Jeffrey Skilling, Enron Corp.’s former chief executive officer, was the maestro who directed the energy giant’s massive frauds, the government charged yesterday in a 35-count indictment calling for $80 million in fines and up to 325 years in prison.
The biggest fish to be caught in the government’s net in a frenetic two years of securities fraud indictments, Mr. Skilling, 50, was charged with lying about Enron’s failing condition, hiding losses with disguised profits derived from California’s energy crisis, and then cashing in with stock sales that reaped him $63 million in profits.

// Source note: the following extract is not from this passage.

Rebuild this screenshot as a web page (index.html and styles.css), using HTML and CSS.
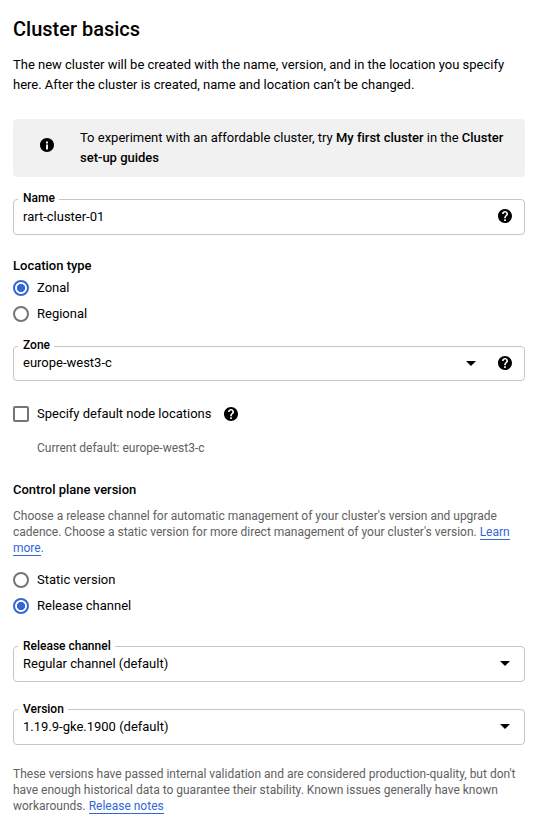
FILE: index.html
```html
<!DOCTYPE html>
<html lang="en">
<head>
<meta charset="utf-8">
<title>Cluster basics</title>
<link rel="stylesheet" href="styles.css">
</head>
<body>
<svg width="0" height="0" class="defs" aria-hidden="true">
  <symbol id="help" viewBox="2 2 20 20"><path d="M12 2C6.48 2 2 6.48 2 12s4.48 10 10 10 10-4.48 10-10S17.52 2 12 2zm1.2 17h-2.4v-2.3h2.4V19zm2.2-7.75-.9.92c-.85.86-1.3 1.53-1.3 3.08h-2.4v-.5c0-1.2.5-2.2 1.3-3.1l1.24-1.26c.37-.36.58-.86.58-1.39 0-1.1-.85-1.9-1.92-1.9S10.100 7.900 10.100 9H7.700c0-2.400 1.900-4.300 4.300-4.300s4.300 1.900 4.300 4.300c0 .9-.35 1.700-.9 2.250z"/></symbol>
  <symbol id="info" viewBox="2 2 20 20"><path d="M12 2C6.480 2 2 6.480 2 12s4.480 10 10 10 10-4.480 10-10S17.520 2 12 2zm1.430 16.430h-2.860v-7.150h2.860v7.150zm0-8.580h-2.860V7h2.860v2.850z"/></symbol>
  <symbol id="arrow" viewBox="0 0 10 5"><path d="M0 0h10L5 5z"/></symbol>
</svg>
<main class="panel">
  <h1 class="title">Cluster basics</h1>
  <p class="intro">The new cluster will be created with the name, version, and in the location you specify here. After the cluster is created, name and location can’t be changed.</p>

  <div class="banner">
    <svg class="icon"><use href="#info"/></svg>
    <p class="banner-text">To experiment with an affordable cluster, try <b>My first cluster</b> in the <b>Cluster set-up guides</b></p>
  </div>

  <div class="field field-name">
    <span class="field-label">Name</span>
    <span class="field-value">rart-cluster-01</span>
    <svg class="icon"><use href="#help"/></svg>
  </div>

  <h2 class="heading">Location type</h2>
  <div class="options">
    <label class="option"><span class="radio checked"></span>Zonal</label>
    <label class="option"><span class="radio"></span>Regional</label>
  </div>

  <div class="field field-zone">
    <span class="field-label">Zone</span>
    <span class="field-value">europe-west3-c</span>
    <svg class="arrow"><use href="#arrow"/></svg>
    <svg class="icon"><use href="#help"/></svg>
  </div>

  <div class="option node-locations"><span class="checkbox"></span>Specify default node locations<svg class="icon"><use href="#help"/></svg></div>
  <p class="hint current">Current default: europe-west3-c</p>

  <h2 class="heading heading-version">Control plane version</h2>
  <p class="hint">Choose a release channel for automatic management of your cluster's version and upgrade cadence. Choose a static version for more direct management of your cluster's version. <a class="link">Learn more</a>.</p>
  <div class="options options-version">
    <label class="option"><span class="radio"></span>Static version</label>
    <label class="option"><span class="radio checked"></span>Release channel</label>
  </div>

  <div class="field field-channel">
    <span class="field-label">Release channel</span>
    <span class="field-value">Regular channel (default)</span>
    <svg class="arrow arrow-end"><use href="#arrow"/></svg>
  </div>
  <div class="field field-version">
    <span class="field-label">Version</span>
    <span class="field-value">1.19.9-gke.1900 (default)</span>
    <svg class="arrow arrow-end"><use href="#arrow"/></svg>
  </div>
  <p class="hint notes">These versions have passed internal validation and are considered production-quality, but don't have enough historical data to guarantee their stability. Known issues generally have known workarounds. <a class="link">Release notes</a></p>
</main>
</body>
</html>
```

FILE: styles.css
```css
* { box-sizing: border-box; }
body {
  margin: 0;
  background: #fff;
  color: #000;
  font: 400 13px/20px Roboto, sans-serif;
  letter-spacing: -0.005px;
}
h1, h2, p { margin: 0; }
b { font-weight: 500; }
.defs { position: absolute; }
.panel { width: 512px; margin-left: 13px; padding-top: 17px; }
.title { font-size: 20px; font-weight: 500; line-height: 24px; }
.intro { margin-top: 14px; }
.icon { width: 14px; height: 14px; flex: none; display: block; }
.arrow { width: 10px; height: 5px; flex: none; margin-right: 22px; }
.arrow-end { margin-right: 2px; }

.banner {
  display: flex;
  height: 58px;
  margin-top: 24px;
  padding: 9px 16px 0 27px;
  background: #f1f1f1;
  border-radius: 4px;
}
.banner .icon { margin-top: 10px; }
.banner-text { margin-left: 26px; }

.field {
  position: relative;
  display: flex;
  align-items: center;
  height: 36px;
  padding: 0 12px 1px 9px;
  border: 1px solid #c6c6c6;
  border-radius: 4px;
}
.field-label {
  position: absolute;
  top: -10px;
  left: 4px;
  padding: 0 4px 0 5px;
  background: #fff;
  font-size: 12px;
  font-weight: 500;
  line-height: 16px;
}
.field-value { flex: 1; }
.field-name { margin-top: 22px; }
.field-name .icon { margin-bottom: 1px; }
.field-zone { height: 35px; margin-top: 19px; }
.field-channel { margin-top: 27px; }
.field-version { margin-top: 27px; }
.field-channel .field-label, .field-version .field-label { top: -9px; }

.heading { font-size: 13px; font-weight: 500; line-height: 20px; margin-top: 21px; }
.options { margin-top: -1px; }
.option { display: flex; align-items: center; height: 26px; }
.radio {
  width: 16px;
  height: 16px;
  margin-right: 8px;
  border: 2px solid #757575;
  border-radius: 50%;
}
.radio.checked {
  border-color: #3367d6;
  background: radial-gradient(circle, #3367d6 3.8px, transparent 4.4px);
}
.checkbox {
  width: 16px;
  height: 16px;
  margin-right: 8px;
  border: 2px solid #757575;
  border-radius: 2px;
}
.node-locations { margin-top: 20px; }
.node-locations .icon { margin-left: 12.5px; }
.hint { color: #616161; font-size: 12px; line-height: 16px; letter-spacing: -0.002px; }
.current { margin: 13px 0 0 24px; }
.heading-version { margin-top: 24px; }
.heading-version + .hint { margin-top: 8px; }
.options-version { margin-top: 11px; }
.notes { margin-top: 21px; }
.link { color: #3367d6; border-bottom: 1px solid #3367d6; }
```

A CEO with a reputation for brilliance whose testimony on Enron’s fiery demise two years ago transfixed Washington, Mr. Skilling pleaded not guilty in an appearance at the U.S. District Court in Houston after being arrested and paraded in handcuffs. He was freed after posting $5 million in bond.

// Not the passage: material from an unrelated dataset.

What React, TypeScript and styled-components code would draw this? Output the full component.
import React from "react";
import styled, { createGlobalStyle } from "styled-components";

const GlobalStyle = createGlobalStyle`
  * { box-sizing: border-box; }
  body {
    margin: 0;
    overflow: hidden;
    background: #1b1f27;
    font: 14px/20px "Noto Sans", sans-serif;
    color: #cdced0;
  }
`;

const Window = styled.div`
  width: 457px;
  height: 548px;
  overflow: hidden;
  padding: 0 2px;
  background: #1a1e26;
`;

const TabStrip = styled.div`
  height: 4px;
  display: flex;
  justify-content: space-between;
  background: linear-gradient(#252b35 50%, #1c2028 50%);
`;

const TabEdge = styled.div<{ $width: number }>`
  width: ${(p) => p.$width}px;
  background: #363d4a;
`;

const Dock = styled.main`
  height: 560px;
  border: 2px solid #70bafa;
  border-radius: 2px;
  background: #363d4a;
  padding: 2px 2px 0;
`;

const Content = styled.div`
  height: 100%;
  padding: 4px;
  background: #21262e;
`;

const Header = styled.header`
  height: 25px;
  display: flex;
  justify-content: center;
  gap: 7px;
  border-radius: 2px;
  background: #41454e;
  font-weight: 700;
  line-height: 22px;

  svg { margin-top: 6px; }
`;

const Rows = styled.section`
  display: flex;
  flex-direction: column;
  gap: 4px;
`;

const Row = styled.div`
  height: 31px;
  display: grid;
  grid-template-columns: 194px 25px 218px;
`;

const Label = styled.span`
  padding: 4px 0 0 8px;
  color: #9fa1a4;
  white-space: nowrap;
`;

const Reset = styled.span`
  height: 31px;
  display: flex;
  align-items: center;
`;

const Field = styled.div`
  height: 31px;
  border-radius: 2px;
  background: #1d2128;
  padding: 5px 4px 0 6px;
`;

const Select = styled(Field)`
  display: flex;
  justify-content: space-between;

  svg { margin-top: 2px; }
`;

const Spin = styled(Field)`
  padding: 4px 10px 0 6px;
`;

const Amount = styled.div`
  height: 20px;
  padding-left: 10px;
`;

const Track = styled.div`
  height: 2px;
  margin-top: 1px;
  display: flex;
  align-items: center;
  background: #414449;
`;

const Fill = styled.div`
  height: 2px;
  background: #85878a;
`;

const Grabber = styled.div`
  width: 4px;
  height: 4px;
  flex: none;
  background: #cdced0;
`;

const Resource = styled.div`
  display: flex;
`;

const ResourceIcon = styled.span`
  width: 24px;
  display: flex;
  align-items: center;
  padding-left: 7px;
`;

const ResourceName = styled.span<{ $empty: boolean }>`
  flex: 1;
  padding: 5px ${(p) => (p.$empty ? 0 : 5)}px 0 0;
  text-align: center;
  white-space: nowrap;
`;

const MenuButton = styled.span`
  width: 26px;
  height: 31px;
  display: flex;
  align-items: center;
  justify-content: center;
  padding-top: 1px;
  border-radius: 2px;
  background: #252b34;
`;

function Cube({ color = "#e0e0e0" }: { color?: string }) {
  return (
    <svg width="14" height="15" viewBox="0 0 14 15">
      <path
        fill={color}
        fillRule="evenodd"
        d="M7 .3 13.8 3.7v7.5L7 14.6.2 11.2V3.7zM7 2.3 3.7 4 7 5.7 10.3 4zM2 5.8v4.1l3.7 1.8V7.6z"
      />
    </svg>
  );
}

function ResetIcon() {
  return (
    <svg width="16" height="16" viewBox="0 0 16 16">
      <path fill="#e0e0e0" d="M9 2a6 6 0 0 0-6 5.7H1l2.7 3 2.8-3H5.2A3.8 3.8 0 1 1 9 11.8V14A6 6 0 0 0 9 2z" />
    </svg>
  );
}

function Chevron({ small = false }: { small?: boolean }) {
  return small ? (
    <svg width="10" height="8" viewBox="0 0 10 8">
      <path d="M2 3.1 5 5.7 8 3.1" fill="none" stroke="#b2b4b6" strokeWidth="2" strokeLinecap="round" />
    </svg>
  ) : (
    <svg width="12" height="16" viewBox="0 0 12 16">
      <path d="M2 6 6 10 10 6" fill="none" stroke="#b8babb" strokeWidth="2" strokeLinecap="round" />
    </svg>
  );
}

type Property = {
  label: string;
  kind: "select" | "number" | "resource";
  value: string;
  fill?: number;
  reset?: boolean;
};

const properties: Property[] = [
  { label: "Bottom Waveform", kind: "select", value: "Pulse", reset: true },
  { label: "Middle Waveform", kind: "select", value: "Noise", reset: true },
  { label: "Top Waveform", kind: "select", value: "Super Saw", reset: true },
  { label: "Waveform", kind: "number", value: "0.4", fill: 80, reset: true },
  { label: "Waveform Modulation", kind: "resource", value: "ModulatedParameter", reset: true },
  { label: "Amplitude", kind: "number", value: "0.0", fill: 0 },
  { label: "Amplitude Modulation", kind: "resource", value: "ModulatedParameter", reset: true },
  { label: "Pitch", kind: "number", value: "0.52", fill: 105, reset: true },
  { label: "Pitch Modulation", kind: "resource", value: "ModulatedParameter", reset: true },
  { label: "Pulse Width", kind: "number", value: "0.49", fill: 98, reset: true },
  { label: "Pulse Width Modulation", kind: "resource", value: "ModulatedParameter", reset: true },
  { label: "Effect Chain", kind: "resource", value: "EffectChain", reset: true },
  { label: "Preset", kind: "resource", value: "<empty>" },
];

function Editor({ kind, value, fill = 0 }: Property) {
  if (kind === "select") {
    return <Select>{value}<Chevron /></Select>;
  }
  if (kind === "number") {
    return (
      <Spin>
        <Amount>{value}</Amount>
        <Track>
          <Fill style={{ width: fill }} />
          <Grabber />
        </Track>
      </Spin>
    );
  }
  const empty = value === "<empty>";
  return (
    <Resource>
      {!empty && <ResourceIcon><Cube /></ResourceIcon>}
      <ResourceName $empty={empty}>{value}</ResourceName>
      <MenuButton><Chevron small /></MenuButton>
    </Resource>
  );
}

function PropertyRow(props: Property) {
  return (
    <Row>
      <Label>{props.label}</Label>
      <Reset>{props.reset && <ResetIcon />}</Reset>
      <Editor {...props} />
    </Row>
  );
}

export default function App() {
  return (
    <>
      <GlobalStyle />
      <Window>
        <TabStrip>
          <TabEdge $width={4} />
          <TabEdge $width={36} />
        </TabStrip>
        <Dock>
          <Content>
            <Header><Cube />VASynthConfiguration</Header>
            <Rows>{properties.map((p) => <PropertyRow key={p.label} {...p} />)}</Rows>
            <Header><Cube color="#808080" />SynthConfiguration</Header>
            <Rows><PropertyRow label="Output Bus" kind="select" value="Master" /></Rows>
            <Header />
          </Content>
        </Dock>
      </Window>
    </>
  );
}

The indictment comes as public distrust of corporate America is soaring, in part because of perceptions that many of the key figures in the Enron, WorldCom and other corporate scandals remain free and unpunished.

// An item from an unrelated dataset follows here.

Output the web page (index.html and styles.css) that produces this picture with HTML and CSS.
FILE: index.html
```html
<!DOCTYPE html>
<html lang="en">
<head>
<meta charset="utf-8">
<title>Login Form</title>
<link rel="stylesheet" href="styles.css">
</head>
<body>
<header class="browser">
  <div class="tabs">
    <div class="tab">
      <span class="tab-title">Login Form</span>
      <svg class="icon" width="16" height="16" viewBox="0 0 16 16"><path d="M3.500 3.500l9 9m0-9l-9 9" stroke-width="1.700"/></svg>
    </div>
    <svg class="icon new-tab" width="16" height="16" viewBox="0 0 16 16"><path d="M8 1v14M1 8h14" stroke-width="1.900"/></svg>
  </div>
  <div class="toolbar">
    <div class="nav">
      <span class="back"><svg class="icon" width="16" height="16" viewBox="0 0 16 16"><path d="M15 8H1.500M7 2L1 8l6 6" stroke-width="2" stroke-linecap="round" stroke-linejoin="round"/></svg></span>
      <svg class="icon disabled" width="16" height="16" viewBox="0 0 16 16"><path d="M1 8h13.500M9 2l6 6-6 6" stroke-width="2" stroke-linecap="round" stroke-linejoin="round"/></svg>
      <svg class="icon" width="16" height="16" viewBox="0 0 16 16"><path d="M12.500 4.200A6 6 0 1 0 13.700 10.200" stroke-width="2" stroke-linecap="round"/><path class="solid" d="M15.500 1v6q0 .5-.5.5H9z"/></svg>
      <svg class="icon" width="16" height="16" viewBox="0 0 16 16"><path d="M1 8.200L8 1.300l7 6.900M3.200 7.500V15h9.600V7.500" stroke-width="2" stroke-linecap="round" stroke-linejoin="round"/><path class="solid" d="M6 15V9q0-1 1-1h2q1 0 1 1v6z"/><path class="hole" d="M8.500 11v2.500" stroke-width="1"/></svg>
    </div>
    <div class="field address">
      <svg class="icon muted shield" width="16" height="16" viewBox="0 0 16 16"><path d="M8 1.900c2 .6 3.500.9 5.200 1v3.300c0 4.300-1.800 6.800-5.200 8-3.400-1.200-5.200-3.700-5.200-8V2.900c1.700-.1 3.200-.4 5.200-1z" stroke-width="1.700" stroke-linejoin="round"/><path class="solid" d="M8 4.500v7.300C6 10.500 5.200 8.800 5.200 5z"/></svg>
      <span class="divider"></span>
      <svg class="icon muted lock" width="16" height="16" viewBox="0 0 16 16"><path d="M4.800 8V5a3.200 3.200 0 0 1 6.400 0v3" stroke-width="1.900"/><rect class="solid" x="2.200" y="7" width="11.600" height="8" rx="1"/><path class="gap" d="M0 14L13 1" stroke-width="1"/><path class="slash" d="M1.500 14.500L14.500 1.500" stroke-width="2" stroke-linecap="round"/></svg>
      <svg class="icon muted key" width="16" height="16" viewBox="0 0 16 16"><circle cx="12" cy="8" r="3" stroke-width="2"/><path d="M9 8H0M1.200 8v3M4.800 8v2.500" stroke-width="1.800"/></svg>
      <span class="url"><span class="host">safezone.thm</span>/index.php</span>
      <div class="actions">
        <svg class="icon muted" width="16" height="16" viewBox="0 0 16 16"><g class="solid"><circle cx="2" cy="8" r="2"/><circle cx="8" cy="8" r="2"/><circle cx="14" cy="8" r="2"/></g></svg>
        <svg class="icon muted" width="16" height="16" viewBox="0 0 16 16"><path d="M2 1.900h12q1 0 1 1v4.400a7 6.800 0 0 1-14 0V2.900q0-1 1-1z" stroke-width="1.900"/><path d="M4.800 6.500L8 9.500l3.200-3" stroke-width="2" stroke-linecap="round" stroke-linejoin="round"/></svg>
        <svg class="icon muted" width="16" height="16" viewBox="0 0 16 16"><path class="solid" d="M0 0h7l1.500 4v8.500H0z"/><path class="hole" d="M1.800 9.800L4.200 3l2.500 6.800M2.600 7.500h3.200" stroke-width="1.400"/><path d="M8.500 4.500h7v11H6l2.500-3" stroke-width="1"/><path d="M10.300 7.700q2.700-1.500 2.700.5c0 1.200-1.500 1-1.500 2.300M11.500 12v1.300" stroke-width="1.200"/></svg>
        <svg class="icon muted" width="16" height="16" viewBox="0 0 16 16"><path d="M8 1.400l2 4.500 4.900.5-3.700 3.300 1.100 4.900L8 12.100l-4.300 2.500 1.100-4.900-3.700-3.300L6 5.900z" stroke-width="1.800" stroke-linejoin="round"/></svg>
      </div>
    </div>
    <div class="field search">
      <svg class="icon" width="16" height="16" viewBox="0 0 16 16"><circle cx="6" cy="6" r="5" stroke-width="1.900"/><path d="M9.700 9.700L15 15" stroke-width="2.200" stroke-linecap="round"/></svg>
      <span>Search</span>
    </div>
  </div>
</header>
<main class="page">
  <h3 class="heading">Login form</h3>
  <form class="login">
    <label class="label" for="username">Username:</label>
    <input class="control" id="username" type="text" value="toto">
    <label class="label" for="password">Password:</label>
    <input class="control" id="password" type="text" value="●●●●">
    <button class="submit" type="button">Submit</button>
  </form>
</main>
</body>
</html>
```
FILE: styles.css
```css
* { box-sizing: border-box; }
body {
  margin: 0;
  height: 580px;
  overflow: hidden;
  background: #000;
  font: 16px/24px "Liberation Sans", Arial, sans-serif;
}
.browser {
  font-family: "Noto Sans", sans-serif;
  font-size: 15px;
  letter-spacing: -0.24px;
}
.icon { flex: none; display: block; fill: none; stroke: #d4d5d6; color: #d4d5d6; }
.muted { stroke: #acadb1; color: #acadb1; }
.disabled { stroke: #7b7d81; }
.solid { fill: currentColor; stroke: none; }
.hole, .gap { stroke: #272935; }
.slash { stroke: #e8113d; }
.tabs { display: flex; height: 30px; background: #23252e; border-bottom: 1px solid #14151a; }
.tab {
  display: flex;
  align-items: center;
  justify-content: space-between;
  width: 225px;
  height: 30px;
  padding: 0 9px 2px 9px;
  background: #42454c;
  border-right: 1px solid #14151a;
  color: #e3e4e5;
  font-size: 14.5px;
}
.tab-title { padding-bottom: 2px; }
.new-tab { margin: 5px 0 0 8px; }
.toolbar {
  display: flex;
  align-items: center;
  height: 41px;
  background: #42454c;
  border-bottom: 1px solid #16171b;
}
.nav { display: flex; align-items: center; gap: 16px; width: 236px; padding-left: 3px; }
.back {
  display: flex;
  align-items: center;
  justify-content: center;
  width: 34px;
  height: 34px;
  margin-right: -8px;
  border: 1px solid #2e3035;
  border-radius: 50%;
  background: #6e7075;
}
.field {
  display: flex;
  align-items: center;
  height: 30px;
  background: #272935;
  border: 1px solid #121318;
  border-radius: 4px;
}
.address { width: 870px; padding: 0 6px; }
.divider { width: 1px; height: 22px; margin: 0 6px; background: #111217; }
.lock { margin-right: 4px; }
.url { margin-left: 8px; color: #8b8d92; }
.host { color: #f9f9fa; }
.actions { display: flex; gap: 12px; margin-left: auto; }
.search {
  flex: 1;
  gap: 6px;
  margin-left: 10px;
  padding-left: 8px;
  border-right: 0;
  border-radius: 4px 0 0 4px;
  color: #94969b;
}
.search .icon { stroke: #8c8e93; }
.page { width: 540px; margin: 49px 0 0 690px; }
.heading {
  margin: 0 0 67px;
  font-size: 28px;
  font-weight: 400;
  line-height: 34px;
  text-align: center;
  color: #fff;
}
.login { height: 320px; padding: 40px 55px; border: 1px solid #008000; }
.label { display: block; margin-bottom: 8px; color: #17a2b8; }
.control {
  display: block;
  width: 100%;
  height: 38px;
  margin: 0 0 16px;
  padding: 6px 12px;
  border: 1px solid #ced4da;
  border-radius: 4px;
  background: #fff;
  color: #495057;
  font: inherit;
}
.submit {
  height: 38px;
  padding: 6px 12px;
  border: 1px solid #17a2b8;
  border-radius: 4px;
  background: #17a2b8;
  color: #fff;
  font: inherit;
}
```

“Often I hear folks say, mostly on TV, ‘Why don’t they go after CEOs?’ Here we are,” said Deputy Attorney General James Comey, who called Mr. Skilling “the guy” who ran Enron and orchestrated the sweeping and complicated schemes that caused its dramatic fall into bankruptcy in December 2001.
Despite public doubts, all signs are that the government’s indictments of high-ranking corporate executives and the stiff penalties exacted in recent years are serving as a powerful deterrent against white-collar fraud, he added.
Corporate executives and accountants read the newspapers and “respond to painful stimuli. They will change their behavior,” he said.
Mr. Comey and other law-enforcement officials at a press briefing yesterday indicated that the series of Enron-inspired indictments that have swept 29 executives into the enforcement net may go no higher, however.
When asked whether the government’s long-running investigation would finally lead to Enron founder Kenneth Lay, who was CEO before turning day-to-day management over to Mr. Skilling in February 2001, Mr. Comey stressed that the government can only go as far as the facts lead.
“You wouldn’t want to live in a country where I or the FBI could go out and lock somebody up because a company failed and we had a bad feeling about them.
“Our business is facts,” he said. “We have been working like crazy to find the facts and to punish those who are guilty. … That’s really hard, and it should be hard.”
A lack of convincing evidence was blamed last year for a hung jury in the government’s case against star Wall Street analyst Frank Quattrone, and it apparently is behind a string of unfavorable rulings in the securities fraud trial of lifestyle maven Martha Stewart in New York.
As in those cases, the complaint against Mr. Skilling draws on some novel and untested legal theories, such as characterizing Enron’s efforts to “smooth out” its earnings from quarter to quarter — an earnings-management practice at many corporations — as a kind of wire fraud.
Mr. Skilling and his accomplices at Enron, including former Chief Accounting Officer Richard Causey, who also is charged in the indictment, had a “one-track mind” focused on meeting Wall Street’s earnings expectations, and they concocted a dizzying array of schemes to ensure they did, Mr. Comey said.
Mr. Skilling’s role was pivotal, because it was his “falsely optimistic public statements” about Enron’s struggling broadband business that fueled Wall Street’s expectations for higher earnings each quarter, he said.
One previously undisclosed scheme that the Enron executives used to improve earnings figures was to draw from reserve accounts that were created to conceal huge profits Enron made from selling power to California during its 2000-2001 energy crisis, the indictment says.
The undisclosed reserves, estimated at $1 billion, also were used to conceal big losses in Enron’s energy services division, it says.
In a key conference call with investors in January 2001, Mr. Skilling fraudulently promoted Enron’s broadband business by touting assets that it didn’t possess and then manufactured earnings from the resulting spike in the company’s stock price, the indictment says.
The government’s case against Mr. Skilling will be aided by testimony from Enron’s former chief financial officer, Andrew Fastow, whose agreement to cooperate with prosecutors earlier this year was a breakthrough leading to the Skilling indictment.
The government’s complaint charges Mr. Skilling with participating in and aiding Fastow’s schemes, such as those dubbed “Raptor” and “Nigerian Barge,” which were devised to hide Enron’s debt and failing assets through complicated off-balance-sheet partnerships.
After setting up these schemes, Mr. Skilling cashed in by selling more than 1 million shares of Enron stock for $63 million in profits, making him guilty of insider trading, the government said.
Mr. Skilling, Mr. Lay and other Enron executives were paid largely with stock options and had programs for redeeming their stocks to generate cash for living expenses — a factor that may make the government’s case more difficult to prove.
“Jeff Skilling has nothing to hide,” said the former executive’s attorney, Daniel Petrocelli. “He did not steal. He did not lie. He did not take anyone’s money … Jeff Skilling is their scapegoat.”